On the Kinematic Nature of Apparent Disks at High Redshifts: Local Counterparts are Not Dominated by Ordered Rotation but by Tangentially Anisotropic Random Motion

Abstract

It is not straightforward to physically interpret the apparent morphology of galaxies. Recent observations by the James Webb Space Telescope (JWST) revealed a dominant galaxy population at high redshifts (z > 2) that were visually classified as disks for their flattened shapes and/or exponential light profiles. The extensively accepted interpretation is that they are dynamically cold disks supported by bulk rotation. However, it is long known that flattened shapes and exponential profiles are not exclusive for rotating disk structure.
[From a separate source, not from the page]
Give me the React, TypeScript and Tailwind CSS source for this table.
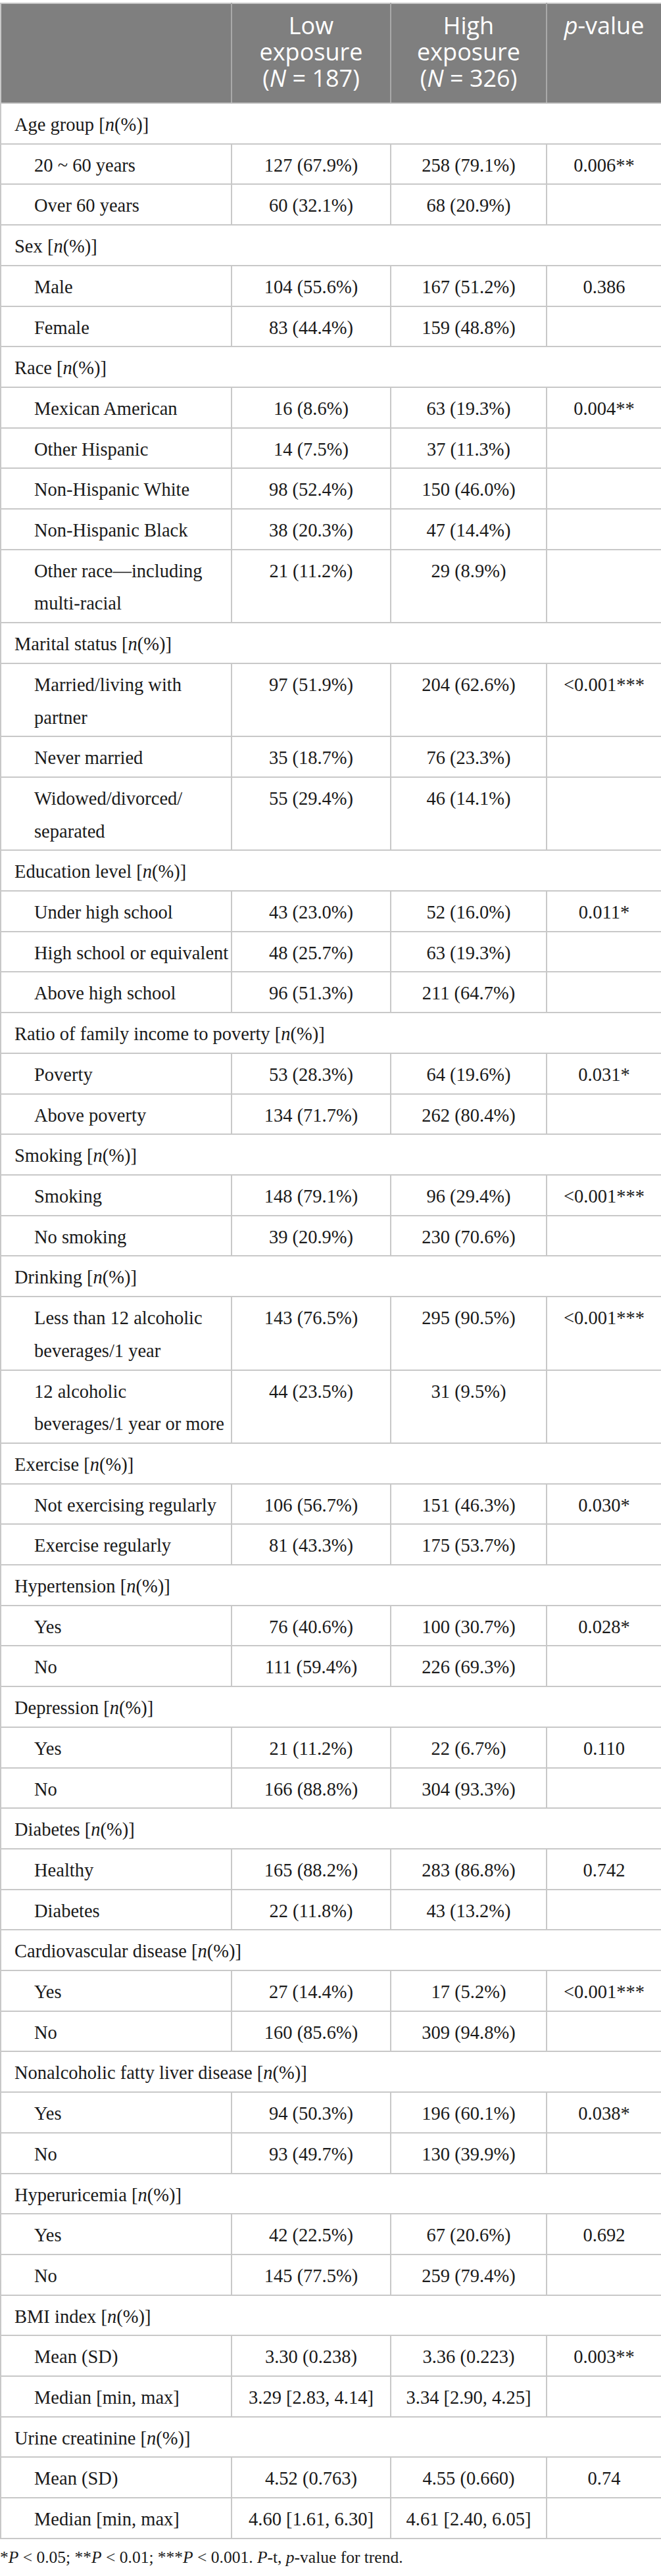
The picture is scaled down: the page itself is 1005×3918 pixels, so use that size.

To break degeneracy and assess the rotational support of typical high-z galaxies in the JWST samples, those with active star formation and stellar masses lg(M⋆/M⊙)∼9 , we study the kinematics of their equal-mass counterparts at z = 0. While these local star-forming low-mass galaxies are photometrically similar to real dynamically cold disks, they are not supported by ordered rotation but primarily by random motion, and their flattened shapes result largely from tangential orbital anisotropy. Given the empirical and theoretical evidence that young galaxies are dynamically hotter at higher redshifts, our results suggest that the high-z JWST galaxies may not be cold disks but are dynamically warm/hot galaxies with flattened shapes driven by anisotropy. While both have low rotational support, local low-mass galaxies possess oblate shapes, contrasting the prolate shapes (i.e., cigar like) of low-mass systems at high redshifts. Such shape transition (prolate ⇒ oblate) indicates an associated change in orbital anisotropy (radial ⇒ tangential), with roots likely in the assembly of their host dark matter halos.